Unnamed: 0,country,year,uniqueid,bank_account,location_type,cellphone_access,household_size,age_of_respondent,gender_of_respondent,relationship_with_head,marital_status,education_level,job_type
0,Kenya,2018,uniqueid_1,Yes,Rural,Yes,3,24,Female,Spouse,Married/Living together,Secondary education,Self employed
1,Kenya,2018,uniqueid_2,No,Rural,No,5,70,Female,Head of Household,Widowed,No formal education,Government Dependent
2,Kenya,2018,uniqueid_3,Yes,Urban,Yes,5,26,Male,Other relative,Single/Never Married,Vocational/Specialised training,Self employed
3,Kenya,2018,uniqueid_4,No,Rural,Yes,5,34,Female,Head of Household,Married/Living together,Primary education,Formally employed Private
4,Kenya,2018,uniqueid_5,No,Urban,No,8,26,Male,Child,Single/Never Married,Primary education,Informally employed


Variables Definition Preview: 


Unnamed: 0,Variable Definitions,Unnamed: 1
0,country,Country interviewee is in.
1,year,Year survey was done in.
2,uniqueid,Unique identifier for each interviewee
3,location_type,"Type of location: Rural, Urban"
4,cellphone_access,"If interviewee has access to a cellphone: Yes, No"


In [4]:
train.columns

Index(['country', 'year', 'uniqueid', 'bank_account', 'location_type',
       'cellphone_access', 'household_size', 'age_of_respondent',
       'gender_of_respondent', 'relationship_with_head', 'marital_status',
       'education_level', 'job_type'],
      dtype='object')

In [None]:
# Checking Dataset Shapes
print(f"Train dataset: {train.shape[0]} rows, {train.shape[1]} columns")
print(f"Test dataset: {test.shape[0]} rows, {test.shape[1]} columns")

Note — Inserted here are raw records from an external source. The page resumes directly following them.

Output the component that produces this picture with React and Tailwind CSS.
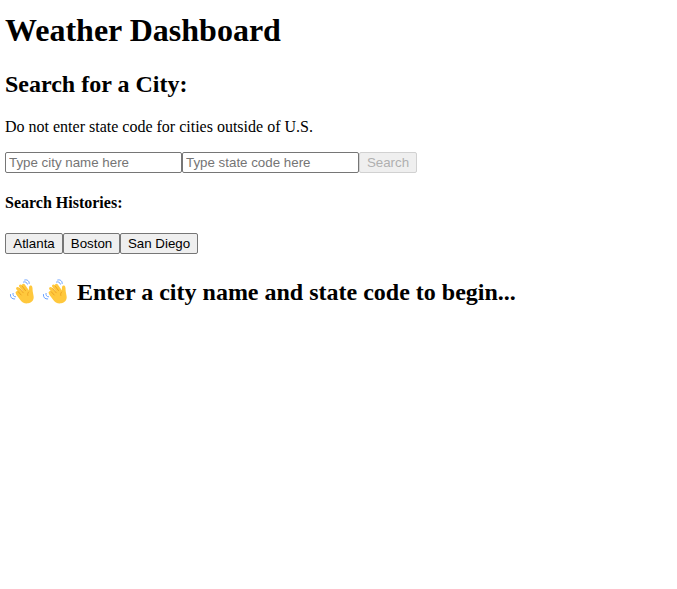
function Wave() {
  return (
    <svg className="h-[26px] w-[26px] shrink-0" viewBox="0 0 26 26" fill="none">
      <path d="M8.2 13.8L13 19M8.7 9.6L14 16M11.6 7.1L17 14M14.5 6.4L19 13" stroke="#ffc83d" strokeWidth="3.2" strokeLinecap="round" />
      <path d="M9.5 14L17.5 10.5L19.7 13C20.1 11.5 19.8 9.8 20 8.2C20.2 6.1 22.7 6 23.3 8C23.8 10 23.4 11.7 24 14L24.6 17.2C25.2 20.9 22.7 23.7 19.1 24.3C15.6 24.8 12.8 23.3 11.1 20.7L7.2 15.6L9.5 14Z" fill="#ffc83d" />
      <path d="M9.2 12.7L12.2 16M10.7 9.4L14.2 13.8M13.4 7.4L16.5 11.6M19.7 13C18.8 14 18.4 15.1 18.8 16.4" stroke="#e59618" strokeWidth=".75" strokeLinecap="round" />
      <path d="M14.5 3C16.2 2.4 18 3.3 18.4 5.1M15.7 1C18.4 .3 20.4 2 20.2 4.5M4 14.4C3.6 16.4 4.8 17.7 6.5 17.8M1.4 15.5C1.1 18.3 3 20.3 5.7 20" stroke="#6aa2ff" strokeWidth="1" strokeLinecap="round" />
    </svg>
  );
}

const histories = [
  { name: "Atlanta", width: "w-[58px]" },
  { name: "Boston", width: "w-[57px]" },
  { name: "San Diego", width: "w-[78px]" },
];

export default function App() {
  return (
    <main className="min-h-screen bg-white pl-[5px] pt-[12px] font-['Liberation_Serif',serif] text-black">
      <h1 className="h-[37px] text-[32px] leading-[37px] font-bold">Weather Dashboard</h1>
      <h2 className="mt-[21px] h-[28px] text-[24px] leading-[28px] font-bold">Search for a City:</h2>
      <p className="mt-[20px] h-[18px] text-[16px] leading-[18px]">Do not enter state code for cities outside of U.S.</p>
      <form className="mt-[16px] flex h-[21px] font-['Liberation_Sans',sans-serif] text-[13.333px]">
        <input placeholder="Type city name here" className="w-[177px] rounded-[2px] border border-[#767676] px-[3px] placeholder:text-[#757575]" />
        <input placeholder="Type state code here" className="w-[177px] rounded-[2px] border border-[#767676] px-[3px] placeholder:text-[#757575]" />
        <button disabled className="w-[58px] rounded-[2px] border border-[#d1d1d1] bg-[#efefef] text-[#b0b0b0]">Search</button>
      </form>
      <h4 className="mt-[21px] h-[18px] text-[16px] leading-[18px] font-bold">Search Histories:</h4>
      <div className="mt-[21px] flex h-[21px] font-['Liberation_Sans',sans-serif] text-[13.333px]">
        {histories.map(({ name, width }) => (
          <button key={name} className={`${width} whitespace-nowrap rounded-[2px] border border-[#767676] bg-[#efefef] leading-[19px]`}>{name}</button>
        ))}
      </div>
      <h2 className="mt-[24px] flex h-[28px] items-center pl-[4px] text-[24px] leading-[28px] font-bold">
        <Wave />
        <span className="w-[7px]" />
        <Wave />
        <span className="ml-[9px] whitespace-nowrap">Enter a city name and state code to begin...</span>
      </h2>
    </main>
  );
}
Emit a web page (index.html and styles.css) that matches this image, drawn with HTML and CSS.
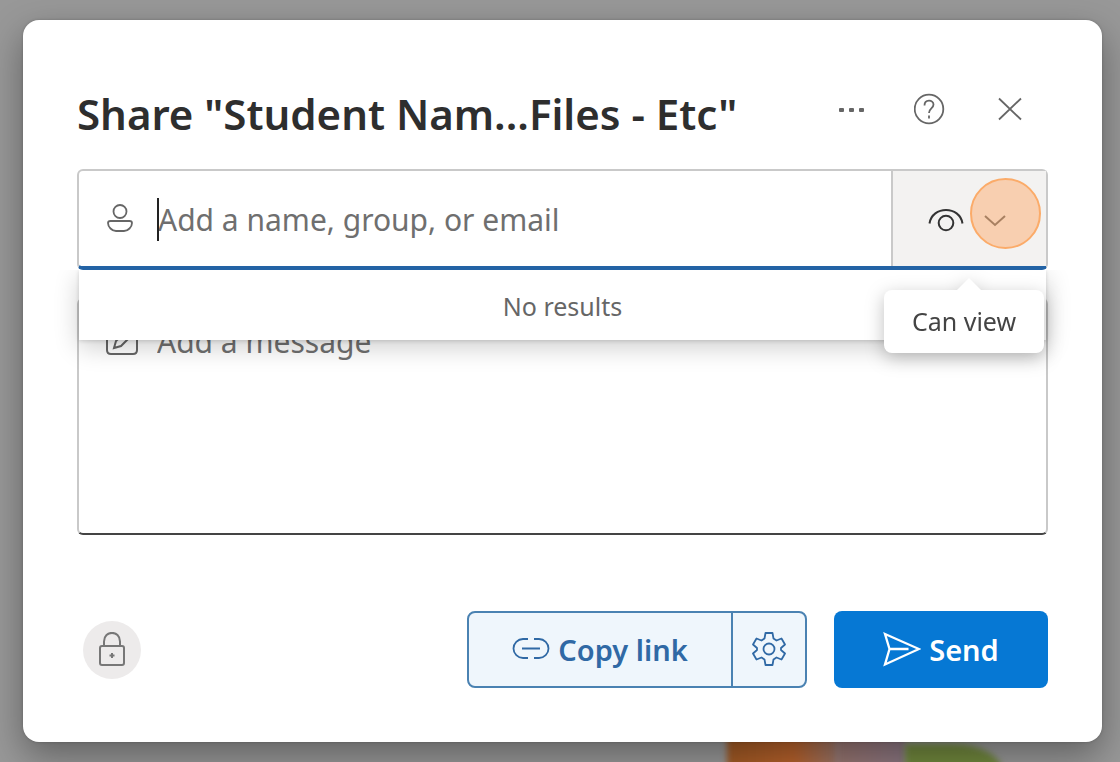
FILE: index.html
```html
<!DOCTYPE html>
<html lang="en">
<head>
<meta charset="utf-8">
<title>Share</title>
<link rel="stylesheet" href="styles.css">
</head>
<body class="page">
<div class="backdrop" aria-hidden="true"><span class="blob blob-orange"></span><span class="blob blob-purple"></span><span class="blob blob-green"></span></div>
<main class="dialog" role="dialog" aria-labelledby="title">
  <header class="header">
    <h1 class="title" id="title">Share "Student Nam...Files - Etc"</h1>
    <div class="tools">
      <button class="tool" type="button" aria-label="More options">
        <svg width="32" height="32" viewBox="0 0 32 32" fill="currentColor"><rect x="5" y="15" width="5" height="4" rx="1"/><rect x="15" y="15" width="5" height="4" rx="1"/><rect x="25" y="15" width="5" height="4" rx="1"/></svg>
      </button>
      <button class="tool" type="button" aria-label="Help">
        <svg width="32" height="32" viewBox="0 0 32 32" fill="none" stroke="currentColor" stroke-width="1.800"><circle cx="15" cy="16" r="14.300"/><path d="M10.500 12.500c0-6.500 9-6 9-1 0 4-4.500 4-4.500 8.500"/><path d="M15 22.500v3"/></svg>
      </button>
      <button class="tool" type="button" aria-label="Close">
        <svg width="32" height="32" viewBox="0 0 32 32" fill="none" stroke="currentColor" stroke-width="1.800"><path d="M5 5.500l22 21M27 5.500l-22 21"/></svg>
      </button>
    </div>
  </header>
  <form class="form">
    <div class="people">
      <label class="people-label" for="people" aria-label="People">
        <svg width="28" height="32" viewBox="0 0 28 32" fill="none" stroke="currentColor" stroke-width="1.800"><circle cx="14" cy="8.500" r="6.500"/><path d="M4.500 18h19q2.500 0 2.500 2c0 4-4 8-8 8h-8c-4 0-8-4-8-8q0-2 2.500-2z"/></svg>
      </label>
      <div class="people-entry">
        <input class="people-input" id="people" type="text" placeholder="Add a name, group, or email">
        <span class="caret"></span>
      </div>
      <button class="access" type="button" aria-label="Can view">
        <svg width="36" height="28" viewBox="0 0 36 28" fill="none" stroke="currentColor" stroke-width="2"><path d="M1.500 16.500C4-1.500 32-1.500 34.500 16.500"/><circle cx="18" cy="16" r="7.300"/></svg>
        <svg class="chevron" width="24" height="24" viewBox="0 0 24 24" fill="none" stroke="currentColor" stroke-width="2"><path d="M1 7l10 9 10-9"/></svg>
      </button>
      <span class="spot"></span>
      <div class="results">No results</div>
      <div class="tooltip" role="tooltip">Can view</div>
    </div>
    <div class="message">
      <label class="message-label" for="message" aria-label="Message">
        <svg width="32" height="32" viewBox="0 0 32 32" fill="none" stroke="currentColor" stroke-width="2"><path d="M18 3H5q-4 0-4 4v17q0 4 4 4h22q4 0 4-4V12"/><path d="M8 22l2-7L24 1l5 5-14 14z"/></svg>
      </label>
      <textarea class="message-input" id="message" placeholder="Add a message"></textarea>
    </div>
    <footer class="footer">
      <button class="lock" type="button" aria-label="Sharing permissions">
        <svg width="28" height="36" viewBox="0 0 28 36" fill="none" stroke="currentColor" stroke-width="2"><rect x="2" y="14" width="24" height="19" rx="2"/><path d="M6 14V9.500c0-11.500 16-11.500 16 0V14"/><path d="M14 21v5M11.500 23.500h5"/></svg>
      </button>
      <div class="split">
        <button class="copy" type="button">
          <svg width="38" height="28" viewBox="0 0 38 28" fill="none" stroke="currentColor" stroke-width="1.800"><path d="M16 3h-5a9.500 9.500 0 0 0 0 19h5M22 3h5a9.500 9.500 0 0 1 0 19h-5M10 12.500h18"/></svg>
          <span>Copy link</span>
        </button>
        <button class="settings" type="button" aria-label="Link settings">
          <svg width="34" height="36" viewBox="1 1 34 36" fill="none" stroke="currentColor" stroke-width="1.800" stroke-linejoin="round"><circle cx="18" cy="18" r="5.500"/><path d="M14.500 2h7l1 5.500 3 2 5-2 3.500 6-4 3.500v2l4 3.500-3.500 6-5-2-3 2-1 5.500h-7l-1-5.500-3-2-5 2-3.500-6 4-3.500v-2l-4-3.500 3.500-6 5 2 3-2z"/></svg>
        </button>
      </div>
      <button class="send" type="submit">
        <svg width="38" height="36" viewBox="0 0 38 36" fill="none" stroke="currentColor" stroke-width="2.300"><path d="M2 2L36 17 2 32.500 6.500 17zM6.500 17h19"/></svg>
        <span>Send</span>
      </button>
    </footer>
  </form>
</main>
</body>
</html>
```
FILE: styles.css
```css
* { box-sizing: border-box; }
.page {
  margin: 0;
  min-height: 100vh;
  padding: 20px 18px 20px 23px;
  background: #989898;
  font-family: "Noto Sans", "Open Sans", sans-serif;
  font-size: 30px;
  line-height: 36px;
  color: #333;
  overflow: hidden;
}
button, input, textarea { font: inherit; color: inherit; margin: 0; padding: 0; border: 0; background: none; }
svg { display: block; flex: none; }
.backdrop { position: absolute; inset: 0; overflow: hidden; }
.blob { position: absolute; filter: blur(3px); }
.blob-orange { left: 727px; bottom: -10px; width: 112px; height: 50px; background: linear-gradient(90deg, #a25a24, #b8622c 60%, #99756a); }
.blob-purple { left: 836px; bottom: -10px; width: 70px; height: 50px; background: linear-gradient(90deg, #98756f, #8b7683); }
.blob-green { left: 905px; bottom: -40px; width: 98px; height: 58px; border-radius: 0 50% 0 0; background: #71883d; }
.dialog {
  position: relative;
  min-height: calc(100vh - 40px);
  padding: 64px 54px 54px;
  border-radius: 16px;
  background: #fff;
  box-shadow: 0 0 3px rgba(0, 0, 0, .2), 0 14px 36px rgba(0, 0, 0, .36);
}
.header { display: flex; align-items: center; height: 60px; }
.title { flex: 1; margin: 0; font-size: 42px; line-height: 60px; font-weight: 600; white-space: nowrap; color: #2e2e2e; }
.tools { display: flex; gap: 48px; padding: 0 22px 10px 0; color: #666; }
.tool { width: 32px; height: 32px; }
.form { padding-top: 25px; }
.people {
  position: relative;
  z-index: 2;
  display: flex;
  height: 101px;
  border: 2px solid #c9c9c9;
  border-bottom: 4px solid #2363a5;
  border-radius: 6px;
  background: #fff;
}
.people-label { display: flex; align-items: center; padding: 0 24px 0 27px; color: #666; }
.people-entry { position: relative; flex: 1; display: flex; }
.people-input { width: 100%; padding-top: 3px; outline: 0; }
.people-input::placeholder, .message-input::placeholder { color: #6f6f6f; opacity: 1; }
.caret { position: absolute; left: -1px; top: 27px; width: 2px; height: 43px; background: #222; }
.access {
  display: flex;
  align-items: center;
  gap: 20px;
  width: 155px;
  padding: 5px 0 0 35px;
  border-left: 2px solid #c9c9c9;
  background: #f3f2f1;
}
.chevron { color: #444; }
.spot {
  position: absolute;
  right: 5px;
  top: 7px;
  width: 71px;
  height: 71px;
  border: 2px solid #fbab69;
  border-radius: 50%;
  background: rgba(252, 178, 122, .55);
  pointer-events: none;
}
.results {
  position: absolute;
  left: 0;
  right: 0;
  top: 99px;
  height: 70px;
  padding-top: 18px;
  background: #fff;
  box-shadow: 0 7px 26px rgba(0, 0, 0, .2), 0 1px 4px rgba(0, 0, 0, .15);
  clip-path: inset(0 -40px -60px -40px);
  text-align: center;
  font-size: 25px;
  color: #666;
}
.tooltip {
  position: absolute;
  right: 2px;
  top: 119px;
  width: 160px;
  height: 63px;
  padding-top: 13px;
  border-radius: 8px;
  background: #fff;
  filter: drop-shadow(0 5px 9px rgba(0, 0, 0, .25));
  text-align: center;
  font-size: 25px;
  color: #444;
}
.tooltip::before {
  content: "";
  position: absolute;
  left: 73px;
  top: -12px;
  border: solid transparent;
  border-width: 0 12px 12px;
  border-bottom-color: #fff;
}
.message {
  display: flex;
  height: 237px;
  margin-top: 28px;
  border: 2px solid #c9c9c9;
  border-bottom-color: #444;
  border-radius: 6px;
}
.message-label { padding: 26px 19px 0 27px; color: #666; }
.message-input { flex: 1; padding-top: 24px; resize: none; outline: 0; }
.footer { display: flex; align-items: center; padding-top: 76px; font-size: 29px; font-weight: 600; }
.lock { display: grid; place-items: center; width: 58px; height: 58px; margin: 0 auto 0 6px; border-radius: 50%; background: #edebeb; color: #777; }
.split { display: flex; height: 77px; border: 2px solid #4a82b2; border-radius: 8px; background: #eff6fc; color: #3069a5; }
.copy { display: flex; align-items: center; justify-content: center; gap: 8px; width: 262px; }
.settings { display: grid; place-items: center; width: 74px; border-left: 2px solid #4a82b2; }
.send { display: flex; align-items: center; justify-content: center; gap: 8px; width: 214px; height: 77px; margin-left: 27px; border-radius: 8px; background: #0678d4; color: #fff; }
```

##### The above output shows the number of rows and columns for train and test dataset. We have 13 variables in the train dataset, 12 independent variables and 1 dependent variable. In the test dataset, we have 12 independent variables.


In [None]:
# Checking for missing values.
print("missing values:", train.isnull().sum())

##### We do not have any missing values in our dataset.

In [None]:
# Showing some information about our dataset.
print(train.info())

##### The output shows the list of variables/features, sizes, if it contains missing values and data type for each variable. From the dataset, we don't have any missing values and we have 3 features of integer data type and 10 features of the object data type.

### Univariate Analysis
### Here we are analyzing data by examining each variable individually.

In [None]:
# Exploring Target Distribution
sns.catplot(x="bank_account", hue="bank_account", kind="count", data=train)

##### The data shows that we have a higher number of no class than yes class in our target variable showing a majority of people don't have bank accounts.

In [None]:
# Exploring Country Distribution
sns.catplot(x="country", hue="country", kind="count", data=train, palette="tab10")


#### The country feature in the above graph shows that most of the data were collected in Rwanda and lesser data were collected in Uganda.

In [None]:
num_cols = ['household_size', 'age_of_respondent']
train[num_cols].hist(bins=25, figsize=(12,6)); plt.tight_layout()

#### Household_size is not normally distributed and the most common number of people living in a house is 2.
#### In our last variable called age_of_respondent, most of the respondent’s age is between 25 and 35.

## Bivariate Analysis

#### Here we are exploring the relationship between our target variable and the independent variables and assess the relationship between them.

In [None]:
# Exploring location type with bank account.

plt.figure(figsize=(16, 6))
sns.countplot(x='location_type', hue= 'bank_account', data=train)
plt.xticks(
    fontweight='light',
    fontsize='x-large'  
)

##### From the above plot, you can realize that the majority of people living in rural areas don't have bank accounts. 

In [None]:
#Exploring gender_of_respondent with bank account 
plt.figure(figsize=(16, 6))
sns.countplot(x='gender_of_respondent', hue= 'bank_account', data=train)
plt.xticks(
    fontweight='light',
    fontsize='x-large'  
)

#### In the above plot, the plot shows there is a small difference between males and females who have bank accounts, however the number of males with bank accounts are greater than females.

In [None]:
# Exploring cellphone_access with bank account.
plt.figure(figsize=(16, 6))
sns.countplot(x='cellphone_access', hue= 'bank_account', data=train)
plt.xticks(
    fontweight='light',
    fontsize='x-large'  
)

#### The above plot shows the majority of people who have cellphone access, don't have bank accounts. 

In [None]:
# Exploring education_level with bank account 
plt.figure(figsize=(16, 6))
sns.countplot(x='education_level', hue= 'bank_account', data=train)
plt.xticks(
    rotation=45, 
    horizontalalignment='right',
    fontweight='light',
    fontsize='x-large'  
)

#### The education_level plot shows that the majority of people have primary education and most of them don't have bank accounts.

In [None]:
# Exploring job_type with bank account 
plt.figure(figsize=(16, 6))
sns.countplot(x='job_type', hue= 'bank_account', data=train)
plt.xticks(
    rotation=45, 
    horizontalalignment='right',
    fontweight='light',
    fontsize='x-large'  
)

#### The job_type plot shows that the majority of people who are self-employed don't have access to the bank accounts, followed by informally employed and farming and fishing.